Além disso, o juízo em Sofonias é sempre equilibrado pela promessa de graça e misericórdia para o remanescente fiel. Deus não destrói indiscriminadamente, mas sempre oferece um caminho para o arrependimento e a salvação. Esta dualidade de juízo e graça é central para a teologia bíblica e encontra sua máxima expressão na cruz de Cristo, onde a justiça de Deus foi satisfeita e sua misericórdia foi derramada sobre os pecadores. A aparente contradição entre o amor e a ira de Deus é resolvida em Cristo, que suportou a ira divina para oferecer o amor salvador.
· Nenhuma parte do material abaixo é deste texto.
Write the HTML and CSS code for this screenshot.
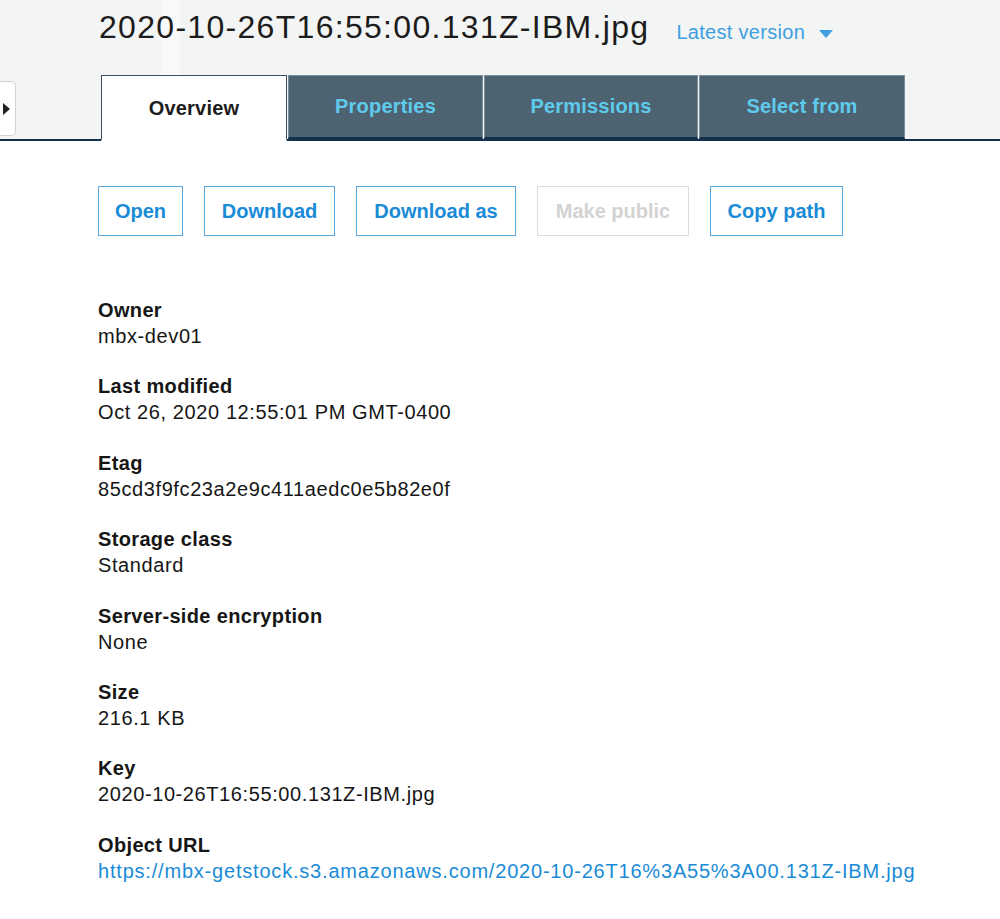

5.4 Princípios hermenêuticos para interpretação correta

Para uma interpretação correta de Sofonias, a perspectiva evangélica adota os seguintes princípios hermenêuticos:

  1. Interpretação gramático-histórica: Buscar o significado original do texto no seu contexto linguístico, histórico e cultural. Isso implica entender a gramática hebraica, as convenções literárias da profecia e as realidades da Judá do século VII a.C.
  2. Contexto canônico: Interpretar Sofonias à luz de todo o cânon bíblico. Permite que a Escritura interprete a Escritura, reconhecendo a unidade e coerência da revelação divina.
  3. Leitura cristocêntrica e tipológica: Ver como Sofonias aponta para Jesus Cristo. As profecias de juízo e salvação, o Dia do Senhor, o remanescente e a restauração encontram seu cumprimento final e definitivo na pessoa e obra de Cristo e em seu Reino.
  4. Reconhecimento da progressão da revelação: Entender que a revelação de Deus é progressiva, culminando em Cristo. O que é velado em Sofonias é plenamente revelado no Novo Testamento.
  5. Aplicação teológica e prática: Extrair verdades atemporais sobre Deus, a humanidade, o pecado e a salvação, e aplicá-las à vida da igreja e do crente contemporâneo, sempre com discernimento e sob a guia do Espírito Santo.

Ao seguir esses princípios, a introdução de Sofonias se torna não apenas um exercício acadêmico, mas um ato de adoração e um convite a um encontro transformador com a Palavra de Deus.